Sam cut the other way. He’s this kid who always wore a t-shirt and cargo shorts. If you didn’t know who he was, you’d think, ‘He’s a kid who’s coming in to fix my computer, or like, is hanging out on message boards.’ And so it forces you to go, ‘Well, he must be brilliant because he clearly doesn’t care about the way he looks. He’s not fitting into some Wall Street stereotype of a really wealthy person.’
But as soon as we started talking, I found the actual substance of his answers, or lack thereof, really quite shocking. I really had a hard time getting to anything that resembled true conversations of the merits of crypto that he could articulate in a real way.

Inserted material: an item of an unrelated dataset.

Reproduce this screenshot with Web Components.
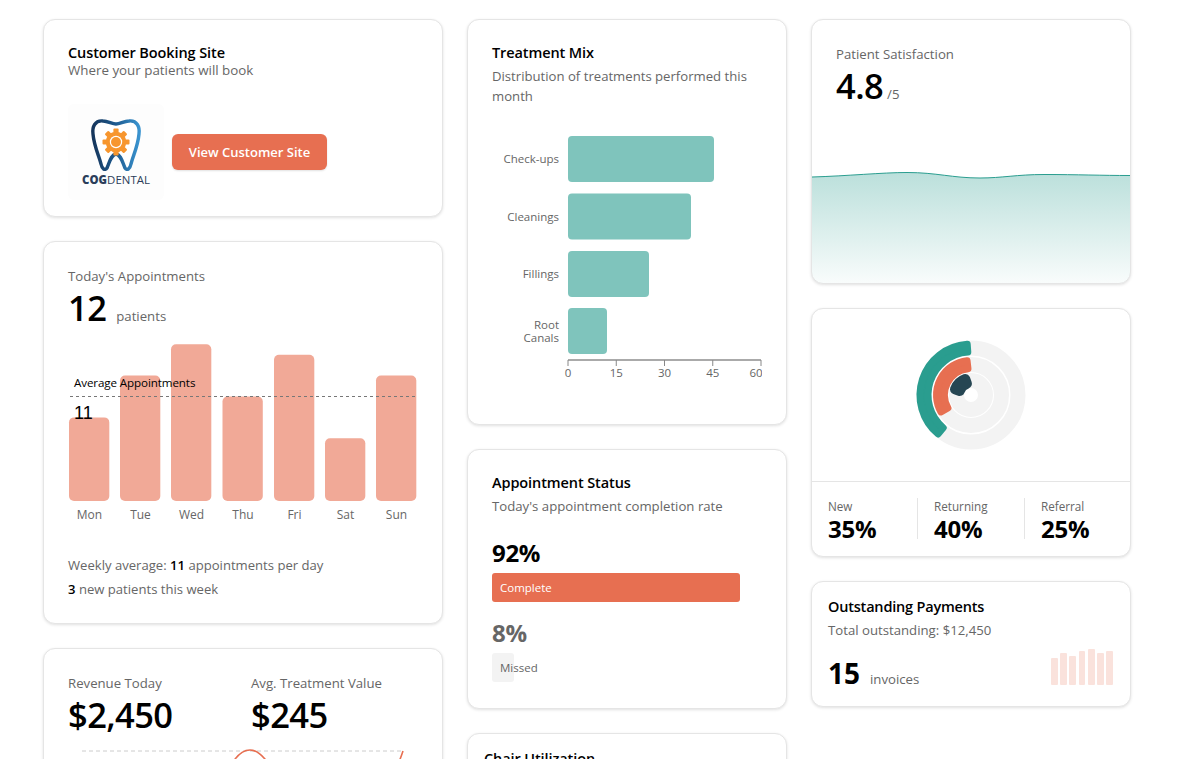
<!DOCTYPE html>
<html>
<head>
<meta charset="utf-8">
<title>Dental Dashboard</title>
<style>
html, body { margin: 0; height: 100%; overflow: hidden; background: #fff; }
body { font-family: "Open Sans", "Noto Sans", sans-serif; color: #000; }
</style>
</head>
<body>
<dash-board>
    <dash-column>
        <booking-card></booking-card>
        <appointments-card></appointments-card>
        <revenue-card></revenue-card>
    </dash-column>
    <dash-column>
        <treatment-card></treatment-card>
        <status-card></status-card>
        <chair-card></chair-card>
    </dash-column>
    <dash-column>
        <satisfaction-card></satisfaction-card>
        <sources-card></sources-card>
        <payments-card></payments-card>
    </dash-column>
</dash-board>

<script>
const TEXT_CSS = `
.title { font-size: 14.5px; line-height: 17px; font-weight: 600; color: #000; letter-spacing: -0.1px; }
.sub { font-size: 13.2px; line-height: 20px; color: #666; }
.label { font-size: 13.2px; line-height: 20px; color: #666; }
.big { font-size: 34.5px; line-height: 44px; font-weight: 600; color: #000; letter-spacing: -0.6px; }
.unit { font-size: 13.2px; color: #666; }
svg { display: block; }
svg text { font-family: "Open Sans", "Noto Sans", sans-serif; }
`;

class DashBoard extends HTMLElement {
    constructor() {
        super();
        this.attachShadow({mode:"open"}).innerHTML = `
<style>
:host { display: grid; grid-template-columns: 400px 320px 320px; gap: 24px; padding: 19px 0 0 43px; align-items: start; }
</style>
<slot></slot>
`;
    }
}

class DashColumn extends HTMLElement {
    constructor() {
        super();
        this.attachShadow({mode:"open"}).innerHTML = `
<style>
:host { display: flex; flex-direction: column; gap: 24px; min-width: 0; }
</style>
<slot></slot>
`;
    }
}

class DashCard extends HTMLElement {
    constructor() {
        super();
        this.attachShadow({mode:"open"}).innerHTML = `
<style>
:host {
    display: block;
    box-sizing: border-box;
    background: #fff;
    border: 1px solid #e5e5e5;
    border-radius: 12px;
    box-shadow: 0 1px 3px rgba(0,0,0,0.12);
    overflow: hidden;
    padding: var(--pad, 24px);
}
</style>
<slot></slot>
`;
    }
}

class BookingCard extends HTMLElement {
    constructor() {
        super();
        this.attachShadow({mode:"open"}).innerHTML = `
<style>
${TEXT_CSS}
:host { display: block; --pad: 24px 24px 16px; }
.sub { font-size: 13.35px; line-height: 18px; }
.row { display: flex; align-items: center; gap: 8px; margin-top: 25px; }
.logo { width: 96px; height: 96px; background: #fdfdfd; border-radius: 6px; }
button {
    width: 155px; height: 36px; border: 0; border-radius: 6px; padding: 0;
    background: #e76f51; color: #fff;
    font: 600 13px "Open Sans", "Noto Sans", sans-serif;
    box-shadow: 0 1px 2px rgba(0,0,0,0.12);
}
</style>
<dash-card>
    <div class="title">Customer Booking Site</div>
    <div class="sub">Where your patients will book</div>
    <div class="row">
        <svg class="logo" viewBox="0 0 96 96">
            <defs>
                <linearGradient id="toothStroke" x1="0" x2="1" y1="0" y2="0">
                    <stop offset="0" stop-color="#16365c"/>
                    <stop offset="0.5" stop-color="#1d5a8f"/>
                    <stop offset="1" stop-color="#3a94d0"/>
                </linearGradient>
            </defs>
            <path d="M35 17 C27 16 24 23 25 30 C26 42 31 52 33 60 C34 65 37 67 39 64 C42 57 43 51 48 50 C53 51 54 57 57 64 C59 67 62 65 63 60 C65 52 70 42 71 30 C72 23 69 16 61 17 C56 17 52 20 48 20 C44 20 40 17 35 17 Z"
                  fill="#fff" stroke="url(#toothStroke)" stroke-width="3.4" stroke-linejoin="round"/>
            <g transform="translate(48 38)" fill="#f7962e">
                <rect x="-2.6" y="-13.5" width="5.2" height="27" rx="1"/>
                <rect x="-2.6" y="-13.5" width="5.2" height="27" rx="1" transform="rotate(45)"/>
                <rect x="-2.6" y="-13.5" width="5.2" height="27" rx="1" transform="rotate(90)"/>
                <rect x="-2.6" y="-13.5" width="5.2" height="27" rx="1" transform="rotate(135)"/>
                <circle r="10.3"/>
                <circle r="6.2" fill="#fff"/>
                <circle r="5" fill="#f7962e"/>
            </g>
            <text x="48" y="80" text-anchor="middle" font-size="11.4" fill="#2b3d5a" textLength="68" lengthAdjust="spacing"><tspan font-weight="800">COG</tspan>DENTAL</text>
        </svg>
        <button>View Customer Site</button>
    </div>
</dash-card>
`;
    }
}

class AppointmentsCard extends HTMLElement {
    constructor() {
        super();
        const data = [["Mon",8,69],["Tue",12,120],["Wed",15,171],["Thu",10,222.5],["Fri",14,274],["Sat",6,325],["Sun",12,376]];
        const bars = data.map(([d,v,x]) => {
            const h = v * 10.45;
            return `<rect x="${x-68}" y="${161-h}" width="40.3" height="${h}" rx="5" fill="#e76f51" fill-opacity="0.6"/>
<text x="${x-68+20.5}" y="179" text-anchor="middle" font-size="12" fill="#666">${d}</text>`;
        }).join("");
        this.attachShadow({mode:"open"}).innerHTML = `
<style>
${TEXT_CSS}
:host { display: block; --pad: 24px 24px 22px; }
.row { display: flex; align-items: baseline; gap: 10px; }
svg { margin-top: 10px; }
.foot { margin-top: 23px; font-size: 13.1px; line-height: 24px; color: #666; }
b { color: #000; font-weight: 600; }
</style>
<dash-card>
    <div class="label">Today's Appointments</div>
    <div class="row"><span class="big">12</span><span class="unit">patients</span></div>
    <svg width="350" height="190" viewBox="0 0 350 190">
        ${bars}
        <line x1="2" x2="348" y1="56.5" y2="56.5" stroke="#777" stroke-dasharray="3 3"/>
        <text x="6" y="47" font-size="11.6" fill="#000" letter-spacing="-0.1">Average Appointments</text>
        <text x="6" y="79" font-size="18" fill="#000" style="font-family:'Liberation Sans',sans-serif">11</text>
    </svg>
    <div class="foot">
        <div>Weekly average: <b>11</b> appointments per day</div>
        <div><b>3</b> new patients this week</div>
    </div>
</dash-card>
`;
    }
}

class RevenueCard extends HTMLElement {
    constructor() {
        super();
        this.attachShadow({mode:"open"}).innerHTML = `
<style>
${TEXT_CSS}
:host { display: block; }
.cols { display: grid; grid-template-columns: 183px 1fr; }
</style>
<dash-card>
    <div class="cols">
        <div><div class="label">Revenue Today</div><div class="big">$2,450</div></div>
        <div><div class="label">Avg. Treatment Value</div><div class="big">$245</div></div>
    </div>
    <svg width="350" height="90" viewBox="0 0 350 90">
        <line x1="14" x2="335" y1="14" y2="14" stroke="#ccc" stroke-dasharray="4 3"/>
        <path d="M14 80 C90 78 140 70 155 45 C162 28 170 13 182 13 C194 13 203 30 215 50 C240 75 310 70 326 36 C330 28 333 20 335 14" fill="none" stroke="#e76f51" stroke-width="1.6"/>
    </svg>
</dash-card>
`;
    }
}

class TreatmentCard extends HTMLElement {
    constructor() {
        super();
        const rows = [["Check-ups",146,10],["Cleanings",123,67.5],["Fillings",81,125],["Root Canals",39,182]];
        const bars = rows.map(([n,w,y]) => {
            const words = n.split(" ");
            const label = words.length > 1
                ? `<text x="67" y="${y+21}" text-anchor="end" font-size="11.5" fill="#666">${words[0]}</text><text x="67" y="${y+34}" text-anchor="end" font-size="11.5" fill="#666">${words[1]}</text>`
                : `<text x="67" y="${y+27}" text-anchor="end" font-size="11.5" fill="#666">${n}</text>`;
            return `<rect x="76" y="${y}" width="${w}" height="46" rx="4" fill="#2a9d8f" fill-opacity="0.6"/>${label}`;
        }).join("");
        const ticks = [0,15,30,45,60].map((t,i) => {
            const x = 76 + i * 48.25;
            return `<line x1="${x}" x2="${x}" y1="234" y2="240" stroke="#888"/><text x="${i == 4 ? x-5 : x}" y="251" text-anchor="middle" font-size="11.5" fill="#666">${t}</text>`;
        }).join("");
        this.attachShadow({mode:"open"}).innerHTML = `
<style>
${TEXT_CSS}
:host { display: block; }
.sub { font-size: 13.15px; margin-top: 5px; }
svg { margin-top: 20px; }
</style>
<dash-card>
    <div class="title">Treatment Mix</div>
    <div class="sub">Distribution of treatments performed this month</div>
    <svg width="270" height="274" viewBox="0 0 270 274">
        ${bars}
        <line x1="76" x2="269" y1="234" y2="234" stroke="#aaa" stroke-width="2"/>
        ${ticks}
    </svg>
</dash-card>
`;
    }
}

class StatusCard extends HTMLElement {
    constructor() {
        super();
        this.attachShadow({mode:"open"}).innerHTML = `
<style>
${TEXT_CSS}
:host { display: block; --pad: 24px 24px 26px; }
.sub { margin-top: 5px; }
.pct { font-size: 24px; line-height: 32px; font-weight: 700; margin-top: 21px; letter-spacing: -0.3px; }
.pct.off { color: #666; margin-top: 15px; }
.bar { height: 29px; margin-top: 4px; border-radius: 3px; box-sizing: border-box; padding-left: 8px;
    font-size: 11.5px; line-height: 29px; white-space: nowrap; }
.done { width: 248px; background: #e76f51; color: #fff; }
.miss { width: 22px; background: #f3f3f3; color: #666; }
</style>
<dash-card>
    <div class="title">Appointment Status</div>
    <div class="sub">Today's appointment completion rate</div>
    <div class="pct">92%</div>
    <div class="bar done">Complete</div>
    <div class="pct off">8%</div>
    <div class="bar miss">Missed</div>
</dash-card>
`;
    }
}

class ChairCard extends HTMLElement {
    constructor() {
        super();
        this.attachShadow({mode:"open"}).innerHTML = `
<style>
${TEXT_CSS}
:host { display: block; --pad: 16px; }
dash-card { height: 200px; }
</style>
<dash-card>
    <div class="title">Chair Utilization</div>
</dash-card>
`;
    }
}

class SatisfactionCard extends HTMLElement {
    constructor() {
        super();
        this.attachShadow({mode:"open"}).innerHTML = `
<style>
${TEXT_CSS}
:host { display: block; --pad: 0; }
.head { padding: 24px 24px 0; }
.row { display: flex; align-items: baseline; gap: 4px; }
svg { margin-top: 62px; }
</style>
<dash-card>
    <div class="head">
        <div class="label">Patient Satisfaction</div>
        <div class="row"><span class="big">4.8</span><span class="unit">/5</span></div>
    </div>
    <svg width="318" height="113" viewBox="0 0 318 113">
        <defs>
            <linearGradient id="satFill" x1="0" x2="0" y1="0" y2="1">
                <stop offset="0" stop-color="#2a9d8f" stop-opacity="0.32"/>
                <stop offset="1" stop-color="#2a9d8f" stop-opacity="0.03"/>
            </linearGradient>
        </defs>
        <path d="M0 7 C35 6 70 2.5 95 2.5 C125 2.5 140 8 168 8 C190 8 205 4.5 232 4.5 C265 4.5 290 5.5 318 5.5 L318 113 L0 113 Z" fill="url(#satFill)"/>
        <path d="M0 7 C35 6 70 2.5 95 2.5 C125 2.5 140 8 168 8 C190 8 205 4.5 232 4.5 C265 4.5 290 5.5 318 5.5" fill="none" stroke="#2a9d8f" stroke-width="1"/>
    </svg>
</dash-card>
`;
    }
}

class SourcesCard extends HTMLElement {
    // annular sector with rounded corners, measured counter-clockwise from 12 o'clock
    sector(r0, r1, deg, c) {
        const pt = (r, a) => {
            const t = a * Math.PI / 180;
            return (159 - r * Math.sin(t)).toFixed(2) + " " + (86 - r * Math.cos(t)).toFixed(2);
        };
        const a0 = (c / ((r0 + r1) / 2)) * 180 / Math.PI;
        const o = r1 - c, i = r0 + c;
        const large = deg > 180 ? 1 : 0;
        return `<path d="M${pt(o,a0)} A${o} ${o} 0 ${large} 0 ${pt(o,deg-a0)} L${pt(i,deg-a0)} A${i} ${i} 0 ${large} 1 ${pt(i,a0)} Z" stroke-width="${c*2}" stroke-linejoin="round"`;
    }

    constructor() {
        super();
        const ring = (r0, r1) => `<circle cx="159" cy="86" r="${(r0+r1)/2}" fill="none" stroke="#f3f3f3" stroke-width="${r1-r0}"/>`;
        this.attachShadow({mode:"open"}).innerHTML = `
<style>
${TEXT_CSS}
:host { display: block; --pad: 0; }
.stats { display: grid; grid-template-columns: 89px 107px 1fr; padding: 16px 0 17px 16px; border-top: 1px solid #e5e5e5; }
.stat { height: 41px; }
.stat + .stat { border-left: 1px solid #e5e5e5; padding-left: 16px; }
.name { font-size: 11.7px; line-height: 17px; color: #666; }
.val { font-size: 24px; line-height: 28px; font-weight: 700; letter-spacing: -0.2px; }
</style>
<dash-card>
    <svg width="318" height="172" viewBox="0 0 318 172">
        ${ring(39.5,54.5)}${ring(23,38)}${ring(7,22)}
        ${this.sector(39.5,54.5,144,3.5)} fill="#2a9d8f" stroke="#2a9d8f"/>
        ${this.sector(23,38,126,3.5)} fill="#e76f51" stroke="#e76f51"/>
        ${this.sector(7,22,90,5)} fill="#264653" stroke="#264653"/>
    </svg>
    <div class="stats">
        <div class="stat"><div class="name">New</div><div class="val">35%</div></div>
        <div class="stat"><div class="name">Returning</div><div class="val">40%</div></div>
        <div class="stat"><div class="name">Referral</div><div class="val">25%</div></div>
    </div>
</dash-card>
`;
    }
}

class PaymentsCard extends HTMLElement {
    constructor() {
        super();
        const mini = [27,32,29,34,36,32,34].map(h => `<i style="height:${h}px"></i>`).join("");
        this.attachShadow({mode:"open"}).innerHTML = `
<style>
${TEXT_CSS}
:host { display: block; --pad: 16px; }
.title { letter-spacing: -0.2px; }
.sub { margin-top: 5px; }
.row { display: flex; justify-content: space-between; align-items: flex-end; margin-top: 9px; }
.num { display: flex; align-items: baseline; gap: 10px; }
.count { font-size: 28px; line-height: 33px; font-weight: 700; }
.mini { display: flex; align-items: flex-end; gap: 2.4px; margin: 0 1px 5px 0; }
i { display: block; width: 6.8px; background: #e76f51; opacity: 0.2; border-radius: 1px; }
</style>
<dash-card>
    <div class="title">Outstanding Payments</div>
    <div class="sub">Total outstanding: $12,450</div>
    <div class="row">
        <div class="num"><span class="count">15</span><span class="unit">invoices</span></div>
        <div class="mini">${mini}</div>
    </div>
</dash-card>
`;
    }
}

customElements.define("dash-board", DashBoard);
customElements.define("dash-column", DashColumn);
customElements.define("dash-card", DashCard);
customElements.define("booking-card", BookingCard);
customElements.define("appointments-card", AppointmentsCard);
customElements.define("revenue-card", RevenueCard);
customElements.define("treatment-card", TreatmentCard);
customElements.define("status-card", StatusCard);
customElements.define("chair-card", ChairCard);
customElements.define("satisfaction-card", SatisfactionCard);
customElements.define("sources-card", SourcesCard);
customElements.define("payments-card", PaymentsCard);
</script>
</body>
</html>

I asked him, ‘Show me one company that does anything that’s useful here.’ He initially said remittances, but I had just come back from El Salvador. So I called bull on that. We went around again, and he named Solana. But he happened to own a lot of that currency–and Solana breaks down all the time. He was advocating for it while potentially just pumping his bags.
Answers like that really left me aghast. It’s one thing for Joe Schmo on the floor of the Miami Bitcoin conference to say stuff like that. But for Sam, it was shocking, because he’s supposedly the titan. I left not knowing what to feel, but feeling very unsettled.
Journalists more sympathetic to crypto have unsurprisingly criticized the book in the last few weeks. Brady Dale wrote in an Axios newsletter: “It’s a book where the two writers knew their conclusion before they did any reporting.” Would you like to respond?
We knew that it was one of the biggest frauds in history. Then we did 2 years of reporting and found out that was true. If that’s your ‘gotcha,’ okay. I guess we’re pretty smart, then. We certainly found a lot of fraud.
CoinDesk’s Daniel Kuhn called you a “hypocrite” for writing this book after placing a $250,000 bet against crypto, arguing that your crusade against crypto is “essentially the same type of arrangement that McKenzie often criticized others [including Kim Kardashian] for.”
I put my money where my mouth was. I was trying to warn people there was a lot of fraud, and that I suspected it was a bubble. Whether people heard that or not is really not up to me. But I wasn’t out there potentially selling unregistered, unlicensed securities. I was warning people it would go belly up, I thought—and sure enough, it did.